** Directions **
Go through the listing beneath this task and return every line that carries the string "styles".

---- Task input

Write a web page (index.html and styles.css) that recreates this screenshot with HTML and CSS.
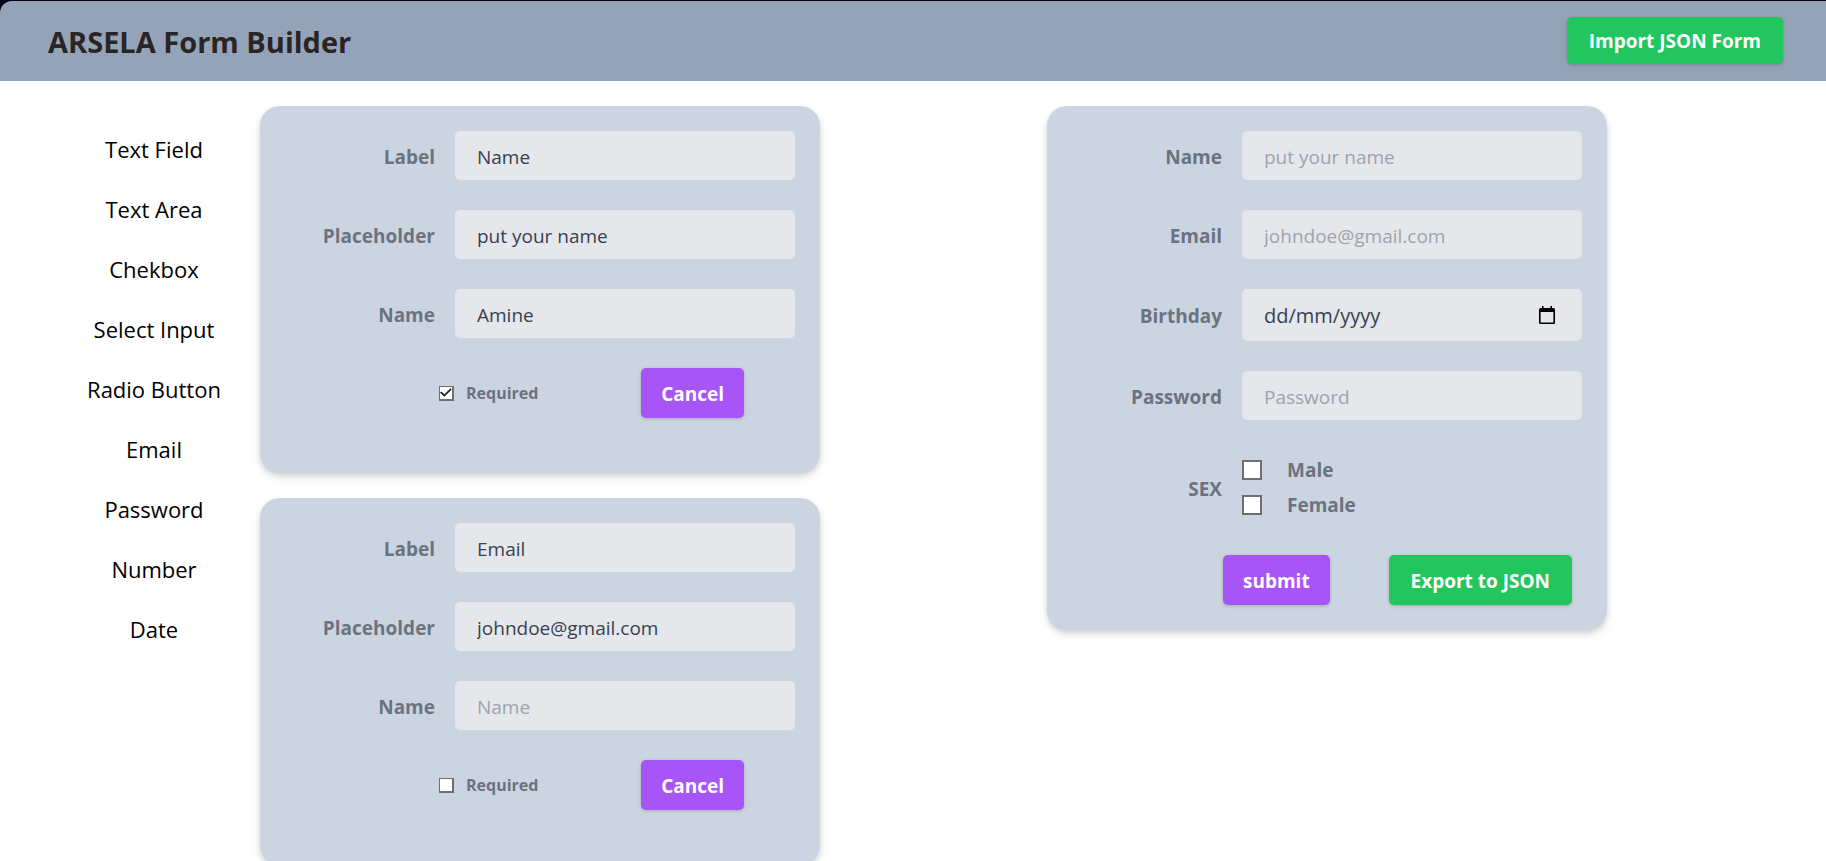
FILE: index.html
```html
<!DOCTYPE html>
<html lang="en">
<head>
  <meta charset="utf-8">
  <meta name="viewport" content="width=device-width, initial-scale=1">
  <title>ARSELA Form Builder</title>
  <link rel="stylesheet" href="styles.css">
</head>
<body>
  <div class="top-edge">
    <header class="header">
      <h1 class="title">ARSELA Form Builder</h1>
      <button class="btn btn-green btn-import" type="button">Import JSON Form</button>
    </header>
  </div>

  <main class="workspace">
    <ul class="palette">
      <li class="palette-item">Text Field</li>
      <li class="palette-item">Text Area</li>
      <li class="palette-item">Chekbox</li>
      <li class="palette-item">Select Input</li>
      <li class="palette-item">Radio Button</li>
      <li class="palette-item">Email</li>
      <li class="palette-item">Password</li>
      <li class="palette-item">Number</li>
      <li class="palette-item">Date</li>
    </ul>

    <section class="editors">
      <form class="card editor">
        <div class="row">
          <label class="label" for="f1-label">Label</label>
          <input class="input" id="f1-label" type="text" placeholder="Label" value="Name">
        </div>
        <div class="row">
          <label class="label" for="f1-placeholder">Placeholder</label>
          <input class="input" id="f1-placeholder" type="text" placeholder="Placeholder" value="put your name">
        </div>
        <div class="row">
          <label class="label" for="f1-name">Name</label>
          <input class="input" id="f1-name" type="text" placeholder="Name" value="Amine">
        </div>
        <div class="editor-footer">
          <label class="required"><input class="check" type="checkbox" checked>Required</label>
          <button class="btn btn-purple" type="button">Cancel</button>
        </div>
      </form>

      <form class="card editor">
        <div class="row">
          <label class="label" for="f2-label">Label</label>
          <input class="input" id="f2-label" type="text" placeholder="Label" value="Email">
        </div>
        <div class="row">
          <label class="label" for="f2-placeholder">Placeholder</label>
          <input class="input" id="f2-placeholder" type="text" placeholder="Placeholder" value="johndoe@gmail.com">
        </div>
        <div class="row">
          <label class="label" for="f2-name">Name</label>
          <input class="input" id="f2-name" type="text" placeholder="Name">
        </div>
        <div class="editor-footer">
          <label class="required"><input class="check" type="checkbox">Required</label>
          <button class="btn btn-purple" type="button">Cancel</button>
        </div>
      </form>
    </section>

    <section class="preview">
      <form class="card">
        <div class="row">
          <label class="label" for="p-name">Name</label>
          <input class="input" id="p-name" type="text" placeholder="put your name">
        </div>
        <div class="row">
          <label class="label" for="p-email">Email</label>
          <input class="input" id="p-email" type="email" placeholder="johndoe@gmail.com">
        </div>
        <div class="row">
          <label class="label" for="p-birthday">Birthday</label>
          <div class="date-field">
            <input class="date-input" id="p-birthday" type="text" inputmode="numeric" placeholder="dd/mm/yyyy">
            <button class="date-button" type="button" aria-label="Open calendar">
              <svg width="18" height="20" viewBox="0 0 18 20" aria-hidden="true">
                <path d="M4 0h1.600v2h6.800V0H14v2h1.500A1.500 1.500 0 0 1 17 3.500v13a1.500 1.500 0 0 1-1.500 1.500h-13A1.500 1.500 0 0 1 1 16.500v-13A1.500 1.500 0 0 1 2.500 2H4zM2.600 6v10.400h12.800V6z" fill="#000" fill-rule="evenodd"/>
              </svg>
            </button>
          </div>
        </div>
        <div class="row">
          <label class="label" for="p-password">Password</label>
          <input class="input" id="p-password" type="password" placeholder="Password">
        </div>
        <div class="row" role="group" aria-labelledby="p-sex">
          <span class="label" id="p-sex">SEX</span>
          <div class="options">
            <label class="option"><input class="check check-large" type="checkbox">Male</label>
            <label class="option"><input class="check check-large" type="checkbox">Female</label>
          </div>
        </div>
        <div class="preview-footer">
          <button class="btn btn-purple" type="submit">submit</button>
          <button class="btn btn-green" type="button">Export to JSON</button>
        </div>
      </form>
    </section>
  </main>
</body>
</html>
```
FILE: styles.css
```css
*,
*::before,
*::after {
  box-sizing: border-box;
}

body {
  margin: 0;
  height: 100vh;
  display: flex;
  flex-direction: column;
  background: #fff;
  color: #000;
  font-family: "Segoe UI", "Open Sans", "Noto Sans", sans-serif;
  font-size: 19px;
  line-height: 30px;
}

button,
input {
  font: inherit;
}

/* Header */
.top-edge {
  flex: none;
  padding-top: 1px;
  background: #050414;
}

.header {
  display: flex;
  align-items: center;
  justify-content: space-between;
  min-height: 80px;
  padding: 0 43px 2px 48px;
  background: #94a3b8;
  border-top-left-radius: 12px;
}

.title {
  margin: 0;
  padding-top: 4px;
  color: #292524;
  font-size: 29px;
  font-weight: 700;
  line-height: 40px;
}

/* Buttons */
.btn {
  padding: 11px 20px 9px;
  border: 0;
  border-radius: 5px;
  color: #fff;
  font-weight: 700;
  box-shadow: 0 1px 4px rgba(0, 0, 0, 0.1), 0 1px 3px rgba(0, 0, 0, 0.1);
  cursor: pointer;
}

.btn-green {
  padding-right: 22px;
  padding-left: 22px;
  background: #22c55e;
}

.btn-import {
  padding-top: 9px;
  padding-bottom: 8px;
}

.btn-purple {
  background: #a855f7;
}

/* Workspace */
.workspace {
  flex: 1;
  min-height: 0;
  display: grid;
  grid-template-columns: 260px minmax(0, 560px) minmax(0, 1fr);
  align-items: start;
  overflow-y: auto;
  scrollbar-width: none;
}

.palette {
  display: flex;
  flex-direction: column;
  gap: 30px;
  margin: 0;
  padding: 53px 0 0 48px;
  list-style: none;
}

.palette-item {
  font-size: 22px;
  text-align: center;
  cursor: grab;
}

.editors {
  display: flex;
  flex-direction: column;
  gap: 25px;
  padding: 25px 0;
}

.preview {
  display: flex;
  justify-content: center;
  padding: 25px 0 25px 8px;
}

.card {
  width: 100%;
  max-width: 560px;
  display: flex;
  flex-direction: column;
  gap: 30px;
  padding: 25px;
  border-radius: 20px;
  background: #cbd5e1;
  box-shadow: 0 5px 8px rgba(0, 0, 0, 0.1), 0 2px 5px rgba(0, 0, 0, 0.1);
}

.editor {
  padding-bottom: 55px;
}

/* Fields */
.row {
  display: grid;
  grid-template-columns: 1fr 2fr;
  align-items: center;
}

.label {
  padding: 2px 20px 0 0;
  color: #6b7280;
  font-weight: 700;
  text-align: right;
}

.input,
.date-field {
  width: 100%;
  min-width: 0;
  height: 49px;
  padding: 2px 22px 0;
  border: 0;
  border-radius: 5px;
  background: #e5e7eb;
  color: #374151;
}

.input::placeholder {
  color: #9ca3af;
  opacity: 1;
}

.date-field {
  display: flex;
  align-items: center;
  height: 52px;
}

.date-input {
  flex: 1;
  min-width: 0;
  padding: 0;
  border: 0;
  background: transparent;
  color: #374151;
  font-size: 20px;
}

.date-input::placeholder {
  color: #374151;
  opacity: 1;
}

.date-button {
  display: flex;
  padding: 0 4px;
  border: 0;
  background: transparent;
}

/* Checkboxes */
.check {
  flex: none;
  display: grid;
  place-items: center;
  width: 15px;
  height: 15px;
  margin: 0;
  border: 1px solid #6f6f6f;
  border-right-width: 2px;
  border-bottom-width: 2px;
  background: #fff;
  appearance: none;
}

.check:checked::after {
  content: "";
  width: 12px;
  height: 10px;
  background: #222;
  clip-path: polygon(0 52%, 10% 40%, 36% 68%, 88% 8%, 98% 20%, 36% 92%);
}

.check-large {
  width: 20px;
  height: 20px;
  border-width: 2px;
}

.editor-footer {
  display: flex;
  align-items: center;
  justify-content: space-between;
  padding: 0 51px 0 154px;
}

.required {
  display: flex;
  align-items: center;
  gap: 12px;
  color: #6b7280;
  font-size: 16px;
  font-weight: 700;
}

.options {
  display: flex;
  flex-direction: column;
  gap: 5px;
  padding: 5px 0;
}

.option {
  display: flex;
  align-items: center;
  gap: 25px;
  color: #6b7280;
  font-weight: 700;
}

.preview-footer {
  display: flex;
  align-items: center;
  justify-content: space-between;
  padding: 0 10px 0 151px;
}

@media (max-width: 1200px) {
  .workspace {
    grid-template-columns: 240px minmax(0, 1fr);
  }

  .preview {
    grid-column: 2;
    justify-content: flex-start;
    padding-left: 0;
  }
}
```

--------
---- Task input

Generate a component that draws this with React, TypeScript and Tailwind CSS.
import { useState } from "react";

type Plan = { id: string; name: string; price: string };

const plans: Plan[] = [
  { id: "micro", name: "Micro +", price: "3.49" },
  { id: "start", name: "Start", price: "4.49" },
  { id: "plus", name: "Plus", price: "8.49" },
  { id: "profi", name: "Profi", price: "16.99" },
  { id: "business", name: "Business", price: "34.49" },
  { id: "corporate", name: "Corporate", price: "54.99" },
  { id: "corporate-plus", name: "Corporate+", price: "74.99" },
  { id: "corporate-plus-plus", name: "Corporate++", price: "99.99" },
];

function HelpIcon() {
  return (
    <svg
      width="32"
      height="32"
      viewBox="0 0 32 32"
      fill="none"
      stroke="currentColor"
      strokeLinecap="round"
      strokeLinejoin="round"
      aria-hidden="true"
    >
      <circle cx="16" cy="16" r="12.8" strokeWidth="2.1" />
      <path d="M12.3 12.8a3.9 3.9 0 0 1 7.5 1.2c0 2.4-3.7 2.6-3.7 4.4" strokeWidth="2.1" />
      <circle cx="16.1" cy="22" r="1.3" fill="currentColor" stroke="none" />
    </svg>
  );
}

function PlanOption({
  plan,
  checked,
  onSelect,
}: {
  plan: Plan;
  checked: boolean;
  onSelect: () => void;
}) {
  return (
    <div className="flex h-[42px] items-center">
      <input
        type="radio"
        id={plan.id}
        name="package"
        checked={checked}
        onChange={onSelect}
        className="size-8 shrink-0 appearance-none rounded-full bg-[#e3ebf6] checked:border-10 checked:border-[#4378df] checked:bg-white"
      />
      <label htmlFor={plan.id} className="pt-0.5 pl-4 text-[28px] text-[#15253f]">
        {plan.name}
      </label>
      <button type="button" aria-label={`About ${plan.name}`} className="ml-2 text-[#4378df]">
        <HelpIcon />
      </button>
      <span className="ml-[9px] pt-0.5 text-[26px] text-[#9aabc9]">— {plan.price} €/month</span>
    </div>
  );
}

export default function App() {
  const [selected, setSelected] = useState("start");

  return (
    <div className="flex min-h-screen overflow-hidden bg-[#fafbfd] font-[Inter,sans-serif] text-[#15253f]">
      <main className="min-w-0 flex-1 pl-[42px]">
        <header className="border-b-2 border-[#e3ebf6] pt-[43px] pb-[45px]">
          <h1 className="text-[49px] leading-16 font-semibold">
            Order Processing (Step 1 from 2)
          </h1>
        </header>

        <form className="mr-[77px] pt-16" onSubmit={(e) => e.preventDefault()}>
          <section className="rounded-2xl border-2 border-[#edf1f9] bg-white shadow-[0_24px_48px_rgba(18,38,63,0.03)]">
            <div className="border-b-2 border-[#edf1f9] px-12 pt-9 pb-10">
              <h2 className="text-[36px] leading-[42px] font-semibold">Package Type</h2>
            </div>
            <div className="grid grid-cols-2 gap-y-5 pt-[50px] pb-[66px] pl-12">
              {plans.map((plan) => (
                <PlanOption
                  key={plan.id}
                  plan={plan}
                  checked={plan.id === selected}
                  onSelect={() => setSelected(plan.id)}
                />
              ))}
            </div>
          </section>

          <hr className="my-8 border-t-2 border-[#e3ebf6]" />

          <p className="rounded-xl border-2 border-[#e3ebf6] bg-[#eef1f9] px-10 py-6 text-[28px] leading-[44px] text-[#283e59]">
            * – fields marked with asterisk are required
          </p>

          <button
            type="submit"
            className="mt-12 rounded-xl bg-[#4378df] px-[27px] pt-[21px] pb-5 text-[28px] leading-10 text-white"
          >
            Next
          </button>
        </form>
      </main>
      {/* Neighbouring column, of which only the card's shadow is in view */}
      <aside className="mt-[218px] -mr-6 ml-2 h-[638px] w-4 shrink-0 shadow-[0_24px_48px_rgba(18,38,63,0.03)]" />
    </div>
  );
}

--------

** Solution to this task **
Write a web page (index.html and styles.css) that recreates this screenshot with HTML and CSS.
  <link rel="stylesheet" href="styles.css">
FILE: styles.css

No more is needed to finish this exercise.